Machine reliability and preventive maintenance planning are something you need to be thinking about if you’re serious about safeguarding your assets against failure and minimizing the impact of unplanned expenditure. The main aim of this cost-based maintenance model is to effectively balance the costs associated with maintenance with the risk of asset failure.
Preventive maintenance optimization involves reviewing historic asset failures, as well as analyzing past performance metrics. Ultimately, a preventive maintenance program strives for continuous improvement to minimize operational downtime and reduce expenditure on maintenance and repair work orders.
1. What is reliability and preventive maintenance?
The main aim of preventive maintenance is to minimize the chance of equipment failure before it occurs. It’s a maintenance plan that’s structured to bolster the reliability of your assets. This model focuses on inspecting and replacing individual components as they become worn out and unfit for purpose, dramatically reducing the chance of larger assets from experiencing a breakdown event.
2. What is the main difference between maintenance
and RCM?
Machine reliability and preventive maintenance planning come with significant cost implications. A preventive maintenance schedule involves considerable planning, which ultimately requires manpower to be diverted from other areas of your business. Reliability-centered maintenance (RCM) still represents a large financial investment, but the largest outgoings are reserved for upfront costs. Once the groundwork of this maintenance management strategy has been put in place, cost and time savings quickly become apparent. Organizations will quickly appreciate reduced expenditure on maintenance plans. Improved efficiency will also yield big savings in the long run.
3. Preventive maintenance models
There are four key preventive maintenance that are commonly applied across various industry sectors. The first of these is periodic maintenance. Otherwise known as time-based maintenance, this model involves regular inspection of assets carried out to a predetermined schedule. These maintenance inspections could be carried out as frequently as once every week or as rarely as once a year.
Another popular preventive maintenance model is meter-based maintenance. Otherwise known as performance-based maintenance, this model involves meter readings providing clear guidance on when assets are due for serving.
Predictive maintenance is often considered the gold standard when it comes to asset maintenance strategies. This approach is more advanced than other models, with refined sensors carrying out regular monitoring of assets. These sensors can measure even the slightest variation in operational performance. Once an issue has been recorded, a work order is generated via integrated maintenance software for speedy resolution.

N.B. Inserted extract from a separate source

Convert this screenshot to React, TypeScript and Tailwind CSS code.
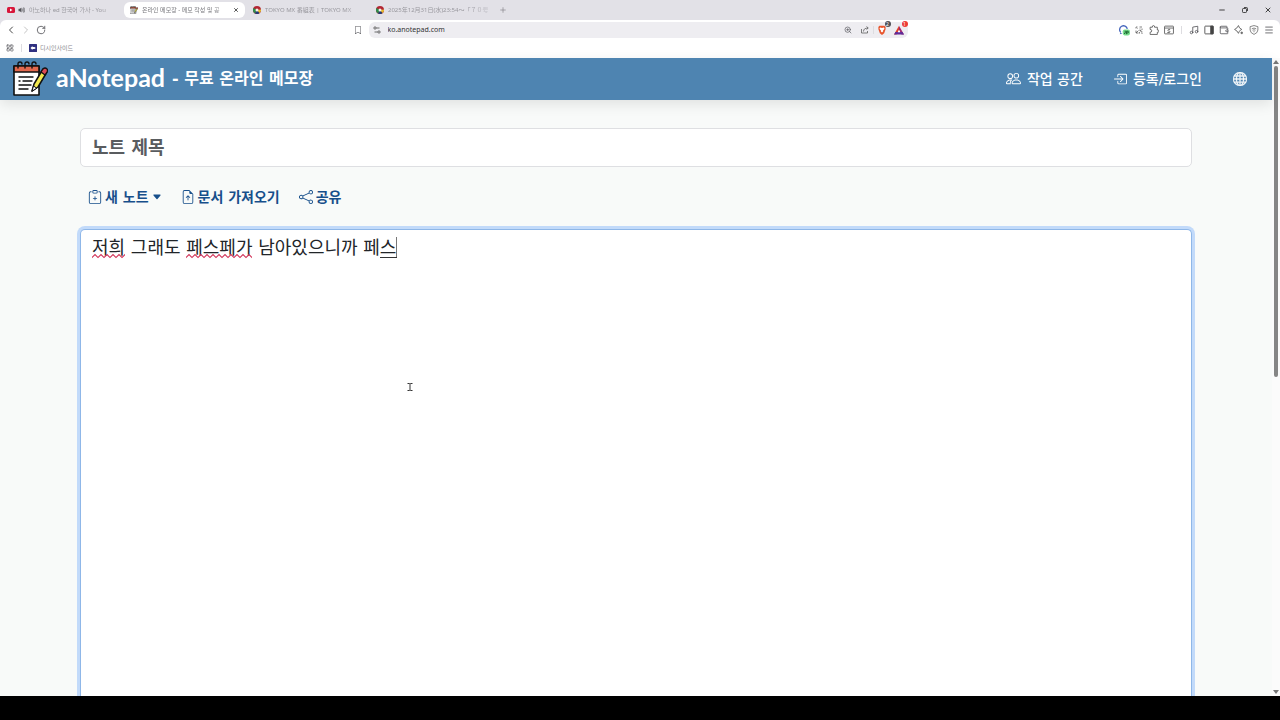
import type { ReactNode } from "react";
import {
  BsBoxArrowInRight,
  BsBookmark,
  BsCaretDownFill,
  BsClipboardPlus,
  BsFileEarmarkArrowUp,
  BsGlobe,
  BsPeople,
  BsShare,
  BsVolumeUpFill,
} from "react-icons/bs";
import {
  ChevronLeft,
  ChevronRight,
  LayoutGrid,
  Menu,
  Minus,
  Music,
  Plus,
  RotateCw,
  Wallet,
  X,
  ZoomIn,
} from "lucide-react";

function YouTubeIcon() {
  return (
    <svg viewBox="0 0 16 12" className="h-1.5 w-2 shrink-0">
      <rect width="16" height="12" rx="3" fill="#d8163a" />
      <path d="M6 3l5 3-5 3z" fill="#fff" />
    </svg>
  );
}

function TokyoIcon() {
  return (
    <svg viewBox="0 0 16 16" className="size-2 shrink-0">
      <circle cx="8" cy="8" r="8" fill="#b32734" />
      <path d="M8 8L1 4A8 8 0 0 0 4 15z" fill="#2c8b4b" />
      <path d="M8 8l-4 7a8 8 0 0 0 9-1z" fill="#1e3d78" />
      <path d="M8 8l5 6a8 8 0 0 0 3-7z" fill="#e4bb2c" />
      <circle cx="8" cy="8" r="3" fill="#f5f1e8" />
    </svg>
  );
}

function NotepadIcon({ className }: { className: string }) {
  return (
    <svg viewBox="0 0 36 36" className={className} fill="none" stroke="#111" strokeLinecap="round" strokeLinejoin="round">
      <path d="M2 5h25v29H2z" fill="#fff" strokeWidth="1.6" />
      <path d="M2 5h25v6H2z" fill="#e2684d" strokeWidth="1.6" />
      <path d="M6 7V3q0-2 2-2t2 2M13 7V3q0-2 2-2t2 2M20 7V3q0-2 2-2t2 2" strokeWidth="1.4" />
      <path d="M7 16h14M11 20h9M7 20h1M7 24h12M7 28h9" strokeWidth="1.4" />
      <path d="M20 30l2-7 9-15 4 3-9 15z" fill="#f3e94e" strokeWidth="1.5" />
      <path d="M29 11l2-3q2-2 4 0 1 1 0 3l-2 3z" fill="#de4a55" strokeWidth="1.3" />
      <path d="M20 30l1.500-5 3 2z" fill="#fff" strokeWidth="1" />
    </svg>
  );
}

function SiteControlsIcon() {
  return (
    <svg viewBox="0 0 16 16" className="size-2 shrink-0" fill="none" stroke="#555" strokeWidth="1.700">
      <circle cx="4" cy="4" r="2.300" />
      <path d="M6.500 4H13M3 12h6.500" />
      <circle cx="12" cy="12" r="2.300" />
    </svg>
  );
}

function ShareIcon() {
  return (
    <svg viewBox="0 0 16 16" className="size-2" fill="none" stroke="#555" strokeWidth="1.500">
      <path d="M1 6v8h12v-4M5 11q0-7 9-7M11 1l3.500 3L11 7" />
    </svg>
  );
}

function ShieldsIcon() {
  return (
    <svg viewBox="0 0 16 16" className="size-2.5">
      <path d="M4 1h8l2 2-.5 2 .5 1-2.500 7L8 16l-3.500-3L2 6l.5-1L2 3z" fill="#e8552d" />
      <path d="M5 4l3 .7L11 4l1 2-2.500 3 .5 1-2 2-2-2 .5-1L4 6z" fill="#fff" />
    </svg>
  );
}

function RewardsIcon() {
  return (
    <svg viewBox="0 0 16 16" className="size-2.5">
      <path d="M8 1L0 15h4l4-7z" fill="#e0402b" />
      <path d="M8 1l8 14h-4L8 8z" fill="#a12a72" />
      <path d="M0 15h16l-2.500-4H2.300z" fill="#5f2a98" />
      <path d="M8 8l-2 3.500h4z" fill="#fff" />
    </svg>
  );
}

function TranslateIcon() {
  return (
    <svg viewBox="0 0 20 20" className="size-3 shrink-0" fill="none">
      <path d="M4.500 14a6.500 6.500 0 1 1 11-6" stroke="#4566bd" strokeWidth="2.200" />
      <path d="M4 14l-1 3 4-1" fill="#4566bd" />
      <rect x="8" y="9" width="12" height="10" rx="3" fill="#7ae08e" />
      <path d="M12 11v4q0 1-2 1M14 17v-5h3v3h-3" stroke="#155c29" strokeWidth="1.500" />
    </svg>
  );
}

function QrIcon() {
  return (
    <svg viewBox="0 0 16 16" className="size-2" fill="none" stroke="#555" strokeWidth="1.500">
      <path d="M2 5V2h3M2 14l5-5M2 9v5h5M9 2h5M9 6h2M14 5v3M9 9h3v3h3M9 15v-3M5 5h1M13 15h2" />
    </svg>
  );
}

function ExtensionsIcon() {
  return (
    <svg viewBox="0 0 18 18" className="size-2.5" fill="none" stroke="#555" strokeWidth="1.500" strokeLinejoin="round">
      <path d="M2 4h4q-.5-3 2-3t2 3h5v5q3-.5 3 2t-3 2v4H2v-4q3 0 3-2.500T2 8z" />
    </svg>
  );
}

function ReaderIcon() {
  return (
    <svg viewBox="0 0 18 18" className="size-2.5" fill="none" stroke="#555" strokeWidth="1.500">
      <rect x="1" y="2" width="16" height="14" rx="1" />
      <path d="M1 5.500h16M11 8H8q-2 1.500 0 3h2q2 1.500 0 2.500H6" />
    </svg>
  );
}

function SidebarIcon() {
  return (
    <svg viewBox="0 0 18 18" className="size-2.5" fill="none" stroke="#444" strokeWidth="1.500">
      <rect x="1.500" y="2" width="15" height="14" rx="1" />
      <path d="M12 2h4.500v14H12z" fill="#444" />
    </svg>
  );
}

function AssistantIcon() {
  return (
    <svg viewBox="0 0 18 18" className="size-2.5" fill="none" stroke="#555" strokeWidth="1.500" strokeLinejoin="round">
      <path d="M8 1q1 5 6 7-3 1-4 3-1 1-2 4-2-5-7-7 5-2 7-7z" />
      <path d="M14 12l.7 1.500 1.500.7-1.500.7-.7 1.500-.7-1.500-1.500-.7 1.500-.7z" fill="#555" strokeWidth="1" />
    </svg>
  );
}

function VpnIcon() {
  return (
    <svg viewBox="0 0 18 18" className="size-2.5" fill="none" stroke="#666" strokeWidth="1.400">
      <path d="M9 1l7 2v6q0 5-7 8-7-3-7-8V3z" />
      <path d="M5 7q4-3 8 0M6.500 9.500q2.500-2 5 0M9 11v2" />
    </svg>
  );
}

function RestoreIcon() {
  return (
    <svg viewBox="0 0 12 12" className="size-1.5" fill="none" stroke="#222" strokeWidth="1.600">
      <rect x="1" y="3" width="8" height="8" rx="1.500" />
      <path d="M4 1h5q2 0 2 2v5" />
    </svg>
  );
}

function Tab({ icon, title, active, audible }: { icon: ReactNode; title: string; active?: boolean; audible?: boolean }) {
  return (
    <div
      role="tab"
      aria-selected={!!active}
      className={`flex h-4 w-[121px] shrink-0 items-center gap-1 rounded-md px-1.5 ${active ? "bg-white text-[#77777c]" : "text-[#99989e]"}`}
    >
      {icon}
      {audible && <BsVolumeUpFill className="-mx-px size-2 shrink-0 text-[#55555a]" />}
      <span className="flex-1 whitespace-nowrap [mask-image:linear-gradient(to_right,black_80%,#0005)]">{title}</span>
      {active && (
        <button aria-label="탭 닫기">
          <X className="size-1.5 text-[#222]" strokeWidth={3} />
        </button>
      )}
    </div>
  );
}

function IconButton({ label, children }: { label: string; children: ReactNode }) {
  return (
    <button aria-label={label} className="relative flex size-2.5 items-center justify-center text-[#55555a]">
      {children}
    </button>
  );
}

function BrowserChrome() {
  return (
    <div className="shrink-0 bg-[#e2e1e7] text-[6px] leading-3 font-['DejaVu_Sans','Noto_Sans_CJK_KR',sans-serif]">
      <div className="flex h-5 items-center justify-between pr-2 font-['Noto_Sans','Noto_Sans_CJK_KR',sans-serif]">
        <div className="flex items-center pl-px">
          <div role="tablist" className="mr-2 flex items-center gap-0.5">
            <Tab icon={<YouTubeIcon />} audible title="아노하나 ed 한국어 가사 - You" />
            <Tab active icon={<NotepadIcon className="size-2 shrink-0" />} title="온라인 메모장 - 메모 작성 및 공" />
            <Tab icon={<TokyoIcon />} title="TOKYO MX 番組表 | TOKYO MX" />
            <Tab icon={<TokyoIcon />} title="2025年12月31日(水)23:54～「７０号" />
          </div>
          <button aria-label="새 탭" className="text-[#85848a]"><Plus className="size-2" /></button>
        </div>
        <div className="flex items-center gap-[15px] text-[#222]">
          <button aria-label="최소화"><Minus className="size-2" strokeWidth={2.5} /></button>
          <button aria-label="이전 크기로" className="flex size-2 items-center justify-center"><RestoreIcon /></button>
          <button aria-label="닫기"><X className="size-2" strokeWidth={2.5} /></button>
        </div>
      </div>
      <div className="rounded-t-md bg-white font-['Noto_Sans','Noto_Sans_CJK_KR',sans-serif]">
        <div className="flex h-5 items-center justify-between px-1.5">
          <div className="flex flex-1 items-center gap-[5px]">
            <IconButton label="뒤로"><ChevronLeft className="size-3 shrink-0 text-[#333]" strokeWidth={1.8} /></IconButton>
            <IconButton label="앞으로"><ChevronRight className="size-3 shrink-0 text-[#bbb]" strokeWidth={1.8} /></IconButton>
            <IconButton label="새로고침"><RotateCw className="size-2.5" strokeWidth={2} /></IconButton>
          </div>
          <div className="mr-5 flex w-[555px] items-center gap-1.5">
            <IconButton label="북마크 추가"><BsBookmark className="size-2" /></IconButton>
            <div className="flex h-4 min-w-0 flex-1 items-center gap-[7px] rounded-md bg-[#eeedf1] px-1">
              <SiteControlsIcon />
              <input aria-label="주소" defaultValue="ko.anotepad.com" className="min-w-0 flex-1 bg-transparent text-[7px] text-[#333] outline-none" />
              <IconButton label="확대"><ZoomIn className="size-2" /></IconButton>
              <IconButton label="공유"><ShareIcon /></IconButton>
              <span className="-mx-1 h-2 w-px bg-[#dddce0]" />
              <IconButton label="보호 기능">
                <ShieldsIcon />
                <span className="absolute -top-1 -right-1 size-1.5 rounded-full bg-[#505057] text-center text-[5px] leading-[6px] text-white">2</span>
              </IconButton>
              <IconButton label="리워드">
                <RewardsIcon />
                <span className="absolute -top-1 -right-1 size-1.5 rounded-full bg-[#ed3b35] text-center text-[5px] leading-[6px] text-white">1</span>
              </IconButton>
            </div>
          </div>
          <div className="flex flex-1 items-center justify-end gap-[5px]">
            <IconButton label="번역"><TranslateIcon /></IconButton>
            <IconButton label="QR 코드"><QrIcon /></IconButton>
            <IconButton label="확장 프로그램"><ExtensionsIcon /></IconButton>
            <IconButton label="읽기 모드"><ReaderIcon /></IconButton>
            <span className="mx-[2px] h-2 w-px bg-[#dddce0]" />
            <IconButton label="음악"><Music className="size-2.5" /></IconButton>
            <IconButton label="사이드바"><SidebarIcon /></IconButton>
            <IconButton label="지갑"><Wallet className="size-2.5" /></IconButton>
            <IconButton label="AI 도우미"><AssistantIcon /></IconButton>
            <IconButton label="VPN"><VpnIcon /></IconButton>
            <IconButton label="메뉴"><Menu className="size-2.5 shrink-0" /></IconButton>
          </div>
        </div>
        <div className="flex h-[18px] items-center gap-[7px] px-1.5 pb-[3px] text-[#88878d]">
          <button aria-label="앱"><LayoutGrid className="size-2 text-[#55555a]" /></button>
          <span className="h-2 w-px bg-[#dddce0]" />
          <a href="#bookmark" className="flex items-center gap-[3px]">
            <svg viewBox="0 0 16 16" className="size-2">
              <rect width="16" height="16" rx="1" fill="#303181" />
              <path d="M3 8l4-4v2h3q3 0 3 2t-3 2H7v2z" fill="#fff" />
            </svg>
            디시인사이드
          </a>
        </div>
      </div>
    </div>
  );
}

function SiteHeader() {
  return (
    <header className="relative flex h-[42px] shrink-0 items-center justify-between bg-[#4e84b1] pr-6 pb-px pl-3 text-white shadow-[0_4px_14px_rgba(0,0,0,0.10)]">
      <a href="#home" className="flex items-center gap-2">
        <NotepadIcon className="size-9" />
        <h1 className="flex items-center gap-[7px] font-bold">
          <span className="pb-1 text-[25px] leading-8 font-['Lato',sans-serif]">aNotepad</span>
          <span className="text-[16px] leading-9">- 무료 온라인 메모장</span>
        </h1>
      </a>
      <nav className="flex items-center gap-[30px] text-[14px] leading-6 font-medium">
        <a href="#workspace" className="flex items-center gap-1.5"><BsPeople className="size-[15px]" />작업 공간</a>
        <a href="#login" className="flex items-center gap-1.5"><BsBoxArrowInRight className="size-[14px]" />등록/로그인</a>
        <button aria-label="언어" className="px-px"><BsGlobe className="size-[14px]" strokeWidth={0.4} /></button>
      </nav>
    </header>
  );
}

function Squiggle({ className }: { className: string }) {
  return (
    <span aria-hidden="true" className={`${className} pointer-events-none absolute top-6 h-1.5 overflow-hidden`}>
      <svg width="100%" height="6" fill="none" stroke="#d2365a" strokeWidth="1.200">
        <defs>
          <pattern id="wave" width="6" height="6" patternUnits="userSpaceOnUse">
            <path d="M-1 3.500L0 4.500 3 1.500l3 3 1-1" />
          </pattern>
        </defs>
        <rect width="100%" height="6" fill="url(#wave)" stroke="none" />
      </svg>
    </span>
  );
}

function Editor() {
  return (
    <main className="flex min-h-0 flex-1 flex-col overflow-hidden bg-[#f8faf9] px-20 pt-7">
      <input
        aria-label="노트 제목"
        placeholder="노트 제목"
        className="h-[39px] w-full shrink-0 rounded-[5px] border border-[#dedfe2] bg-white px-[11px] text-[18px] font-bold outline-none placeholder:text-[#595c5f]"
      />
      <div className="flex shrink-0 items-center gap-[19px] px-2 pt-[18px] pb-5 text-[14px] leading-6 font-bold text-[#174f8b]">
        <button className="flex items-center gap-[3px]">
          <BsClipboardPlus className="size-[14px]" />새 노트
          <BsCaretDownFill className="size-2.5" />
        </button>
        <button className="flex items-center gap-[3px]"><BsFileEarmarkArrowUp className="size-[14px]" />문서 가져오기</button>
        <button className="flex items-center gap-[3px]"><BsShare className="size-[14px]" />공유</button>
      </div>
      <div className="relative flex min-h-0 flex-1">
        <textarea
          aria-label="노트 내용"
          spellCheck={false}
          defaultValue="저희 그래도 페스페가 남아있으니까 페스"
          className="w-full resize-none rounded-t-[5px] border border-b-0 border-[#8fb7e8] bg-white px-[11px] py-1 text-[18px] leading-7 text-[#212529] ring-3 ring-[#c2dafa] outline-none"
        />
        <Squiggle className="left-3 w-[33px]" />
        <Squiggle className="left-[106px] w-[66px]" />
        <span className="pointer-events-none absolute top-7 left-[300px] h-px w-[17px] bg-[#333]" />
        <span className="pointer-events-none absolute top-2 left-[316px] h-5 w-px bg-[#777]" />
        <svg viewBox="0 0 8 10" className="pointer-events-none absolute top-[153px] left-[326px] h-2.5 w-2" fill="none" stroke="#333">
          <path d="M1.500 1.500h2L4 2l.5-.5h2M4 2v6M1.500 8.500h2L4 8l.5.5h2" />
        </svg>
      </div>
    </main>
  );
}

export default function App() {
  return (
    <div className="flex h-screen flex-col overflow-hidden bg-black font-['DejaVu_Sans','Noto_Sans_CJK_KR',sans-serif]">
      <BrowserChrome />
      <div className="flex min-h-0 flex-1 bg-[#fbfbfb]">
        <div className="flex min-w-0 flex-1 flex-col">
          <SiteHeader />
          <Editor />
        </div>
        <div aria-hidden="true" className="flex w-2 shrink-0 flex-col items-center justify-between py-0.5">
          <svg viewBox="0 0 6 4" className="h-1 w-1.5 shrink-0" fill="#777"><path d="M3 0l3 4H0z" /></svg>
          <div className="mt-0.5 mb-auto h-[49%] w-1 rounded-full bg-[#858585]" />
          <svg viewBox="0 0 6 4" className="h-1 w-1.5 shrink-0" fill="#777"><path d="M3 4l3-4H0z" /></svg>
        </div>
      </div>
      <div className="h-6 shrink-0 bg-black" />
    </div>
  );
}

Finally, there’s prescriptive maintenance (RxM). This model makes use of a broad set of data, utilizing advanced monitoring equipment and machine learning technology. The most advanced software in this class will monitor the performance of assets over time, making it far more effective at flagging potential issues. It can also perform operational risk assessments, while automatically generating recommendations for refinements.
4. 7 principles of reliability-centered maintenance
To meet the highest technical standards, reliability-centered maintenance is built upon a solid framework of principles. These principles are arrived at by asking no less than seven questions that need to be addressed to each asset you’re dealing with:
- What are the performance standards and key functions of the asset?
- What are the ways in which any given asset can fail to deliver?
- What function-failure modes are in place in the event of an asset failure?
- What are the causes behind each of these potential failures?
- What impact will each of these failures have?
- What steps can be taken to anticipate or outright prevent a failure?
- What can be done if a proactive response to a failure can’t be implemented?
4.1. Examples of RCM
Reliability-centered maintenance has real-world applications. Below are some of the most commonly desired outcomes, with many organizations using RCM to achieve more than one:
- Carrying out regular routine maintenance and asset inspection.
- Ensuring business operations are adhering to regulatory compliance and meeting safety standards.
- Identifying efficiency gains and ways to mitigate operational risks.
- Capturing overview of maintenance processes to increase maintenance standards, facilitate improvement loops.
5. Final thoughts
There’s a lot to consider when planning and implementing a preventive maintenance strategy. However, the key principles should remain the same in any scenario. Ultimately, it’s all about carrying out the right maintenance actions at the ideal time. This low-impact strategy negates you having to adapt your workflows to accommodate maintenance work, while also bringing down maintenance expenditure in the long term. If you’re keen to optimize your maintenance strategy, reliability-centered maintenance is certainly something you should be looking to embrace. This model not only allows you to maintain system functionalities, but it also grants deeper insight into the causes behind failures. It also provides you with far more effective responses should you encounter failures of business-critical functions.